BQM: Lots of stuff up in the air. So, we’ll see!

 

Nexus: Being a DC guy thus far, are there any dream projects you have for Marvel Comics?

 

BQM: Though I think Spidey seems the most obvious choice, I’d love to do a RESCUE or Lady Avengers mini. And Runaways owns, so… Also always have much love for Fantastic Four.

 

Nexus: I would love to see your take on Runaways.

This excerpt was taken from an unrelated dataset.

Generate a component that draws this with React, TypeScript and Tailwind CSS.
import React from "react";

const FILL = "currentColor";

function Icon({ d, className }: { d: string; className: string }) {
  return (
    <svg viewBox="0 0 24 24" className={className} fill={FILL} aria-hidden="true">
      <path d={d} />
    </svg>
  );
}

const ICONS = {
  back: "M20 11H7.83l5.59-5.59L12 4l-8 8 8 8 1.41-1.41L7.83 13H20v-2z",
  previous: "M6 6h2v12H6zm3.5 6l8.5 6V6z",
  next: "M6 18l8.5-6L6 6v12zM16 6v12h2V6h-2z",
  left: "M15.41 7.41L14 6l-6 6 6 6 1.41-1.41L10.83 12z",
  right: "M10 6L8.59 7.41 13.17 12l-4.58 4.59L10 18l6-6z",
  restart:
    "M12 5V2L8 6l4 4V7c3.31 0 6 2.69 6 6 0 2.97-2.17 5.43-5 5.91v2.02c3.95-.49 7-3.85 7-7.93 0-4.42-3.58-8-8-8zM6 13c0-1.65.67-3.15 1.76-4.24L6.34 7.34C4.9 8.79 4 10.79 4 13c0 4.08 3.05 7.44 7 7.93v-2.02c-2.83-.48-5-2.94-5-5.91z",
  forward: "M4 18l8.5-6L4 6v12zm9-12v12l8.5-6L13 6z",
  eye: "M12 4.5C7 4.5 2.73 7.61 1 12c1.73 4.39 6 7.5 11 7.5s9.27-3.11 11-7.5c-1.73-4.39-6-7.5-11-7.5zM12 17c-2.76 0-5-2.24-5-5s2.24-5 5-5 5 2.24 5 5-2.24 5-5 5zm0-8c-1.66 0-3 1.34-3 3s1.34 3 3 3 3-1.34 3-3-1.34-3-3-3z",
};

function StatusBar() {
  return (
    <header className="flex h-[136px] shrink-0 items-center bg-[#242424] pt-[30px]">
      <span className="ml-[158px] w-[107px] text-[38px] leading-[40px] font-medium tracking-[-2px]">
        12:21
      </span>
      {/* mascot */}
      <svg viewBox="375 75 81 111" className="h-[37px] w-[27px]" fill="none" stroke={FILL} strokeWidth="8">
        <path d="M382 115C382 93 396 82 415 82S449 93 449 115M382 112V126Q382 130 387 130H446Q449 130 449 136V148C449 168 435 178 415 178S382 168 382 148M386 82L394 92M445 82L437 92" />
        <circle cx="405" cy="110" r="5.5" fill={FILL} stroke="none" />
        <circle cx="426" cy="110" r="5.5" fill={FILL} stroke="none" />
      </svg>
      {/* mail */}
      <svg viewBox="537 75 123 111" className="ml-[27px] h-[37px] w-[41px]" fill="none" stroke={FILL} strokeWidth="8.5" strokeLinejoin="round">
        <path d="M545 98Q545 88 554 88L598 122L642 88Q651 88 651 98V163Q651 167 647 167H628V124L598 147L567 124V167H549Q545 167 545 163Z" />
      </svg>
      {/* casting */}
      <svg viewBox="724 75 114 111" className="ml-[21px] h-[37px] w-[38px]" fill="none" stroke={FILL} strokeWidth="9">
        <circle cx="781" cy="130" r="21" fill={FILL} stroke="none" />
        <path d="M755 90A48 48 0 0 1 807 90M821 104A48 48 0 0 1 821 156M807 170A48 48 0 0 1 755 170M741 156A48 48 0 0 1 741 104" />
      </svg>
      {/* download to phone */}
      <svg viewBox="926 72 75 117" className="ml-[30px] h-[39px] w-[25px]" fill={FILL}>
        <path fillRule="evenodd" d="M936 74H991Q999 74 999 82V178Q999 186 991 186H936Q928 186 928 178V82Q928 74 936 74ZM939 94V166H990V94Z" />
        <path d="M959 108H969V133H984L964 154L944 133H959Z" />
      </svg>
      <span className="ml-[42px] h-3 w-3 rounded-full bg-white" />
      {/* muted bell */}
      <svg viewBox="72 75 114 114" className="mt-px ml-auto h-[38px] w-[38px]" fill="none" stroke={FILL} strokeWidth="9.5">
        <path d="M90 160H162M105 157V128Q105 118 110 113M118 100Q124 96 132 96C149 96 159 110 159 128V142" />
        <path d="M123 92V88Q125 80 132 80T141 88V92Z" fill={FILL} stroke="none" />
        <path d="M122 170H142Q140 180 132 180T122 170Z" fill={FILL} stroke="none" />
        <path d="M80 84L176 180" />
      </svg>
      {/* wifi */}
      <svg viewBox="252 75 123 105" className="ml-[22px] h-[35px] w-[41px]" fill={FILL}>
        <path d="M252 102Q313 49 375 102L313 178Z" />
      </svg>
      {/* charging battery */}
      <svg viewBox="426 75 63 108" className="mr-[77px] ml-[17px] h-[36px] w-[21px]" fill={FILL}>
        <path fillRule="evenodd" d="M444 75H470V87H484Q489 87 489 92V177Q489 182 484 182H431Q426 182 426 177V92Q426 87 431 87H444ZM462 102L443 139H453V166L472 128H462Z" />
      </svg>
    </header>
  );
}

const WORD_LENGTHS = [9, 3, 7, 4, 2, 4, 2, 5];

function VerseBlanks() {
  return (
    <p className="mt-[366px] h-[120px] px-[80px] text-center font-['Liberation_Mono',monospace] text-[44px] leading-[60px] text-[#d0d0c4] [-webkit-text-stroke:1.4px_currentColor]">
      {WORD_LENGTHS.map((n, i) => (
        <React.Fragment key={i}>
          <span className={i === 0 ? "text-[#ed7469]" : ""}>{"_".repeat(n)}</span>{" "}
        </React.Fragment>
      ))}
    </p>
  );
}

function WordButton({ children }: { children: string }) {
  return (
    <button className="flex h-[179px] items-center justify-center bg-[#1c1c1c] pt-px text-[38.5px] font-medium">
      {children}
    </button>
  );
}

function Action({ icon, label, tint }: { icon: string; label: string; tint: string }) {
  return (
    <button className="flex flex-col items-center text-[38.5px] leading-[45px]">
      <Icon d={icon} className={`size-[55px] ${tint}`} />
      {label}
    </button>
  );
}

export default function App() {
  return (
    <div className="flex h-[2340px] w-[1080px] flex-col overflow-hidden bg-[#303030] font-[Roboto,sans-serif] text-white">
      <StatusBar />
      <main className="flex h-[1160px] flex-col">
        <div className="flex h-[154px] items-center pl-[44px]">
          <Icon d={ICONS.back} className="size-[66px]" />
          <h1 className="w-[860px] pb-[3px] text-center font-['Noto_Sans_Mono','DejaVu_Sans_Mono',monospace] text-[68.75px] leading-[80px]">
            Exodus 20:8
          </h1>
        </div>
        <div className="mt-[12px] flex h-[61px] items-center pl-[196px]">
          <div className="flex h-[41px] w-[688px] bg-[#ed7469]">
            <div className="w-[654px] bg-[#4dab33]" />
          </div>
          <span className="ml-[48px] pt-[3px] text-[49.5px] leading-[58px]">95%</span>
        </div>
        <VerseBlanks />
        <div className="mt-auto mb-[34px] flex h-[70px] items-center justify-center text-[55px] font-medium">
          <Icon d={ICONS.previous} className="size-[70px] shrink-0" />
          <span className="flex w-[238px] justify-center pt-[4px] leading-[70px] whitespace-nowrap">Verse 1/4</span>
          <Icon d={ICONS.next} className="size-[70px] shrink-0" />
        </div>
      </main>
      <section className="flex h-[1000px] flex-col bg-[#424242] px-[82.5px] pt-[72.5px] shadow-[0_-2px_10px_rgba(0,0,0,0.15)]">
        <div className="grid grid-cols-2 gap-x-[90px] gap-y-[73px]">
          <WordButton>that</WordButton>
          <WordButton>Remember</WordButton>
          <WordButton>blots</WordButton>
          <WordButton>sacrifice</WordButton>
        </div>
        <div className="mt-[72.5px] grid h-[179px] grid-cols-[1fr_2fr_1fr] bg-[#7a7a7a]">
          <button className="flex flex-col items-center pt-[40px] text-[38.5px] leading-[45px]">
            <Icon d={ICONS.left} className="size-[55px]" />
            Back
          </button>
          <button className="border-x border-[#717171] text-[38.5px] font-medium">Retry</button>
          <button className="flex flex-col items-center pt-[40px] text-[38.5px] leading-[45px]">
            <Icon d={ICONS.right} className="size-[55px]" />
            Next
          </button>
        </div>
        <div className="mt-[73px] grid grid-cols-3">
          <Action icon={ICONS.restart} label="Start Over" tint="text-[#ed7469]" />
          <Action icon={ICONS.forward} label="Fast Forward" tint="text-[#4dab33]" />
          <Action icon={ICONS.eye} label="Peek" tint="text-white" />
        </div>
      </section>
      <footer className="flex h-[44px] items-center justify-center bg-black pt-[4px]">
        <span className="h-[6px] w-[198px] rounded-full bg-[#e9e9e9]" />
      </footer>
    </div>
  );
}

Finally, any advice for the aspiring writers out there?

 

BQM: Don’t ever sit there and say “if I were to write something, I would…” – just sit down and write it. It doesn’t matter if no one will ever read it. Just do it. Regarding comic scripts, there’s no one way to write them. Check around online, find a writer you like and see how they work with their artists, etc. And if you are fortunate enough to find your way into a position wherein you can pitch an idea to someone who’s interested in publishing with you, don’t just have one idea. Have five. Have ten. Opportunities appear and disappear in the blink of an eye. Experiment with different genres and types of characters, to be sure, but make sure the standards you would hold the work of others to, you hold yourself to. And don’t ever write something YOU wouldn’t read or watch. Enjoy it all.

 

Nexus: Thank you very much for your time! Let us know when your next project is ready to be announced!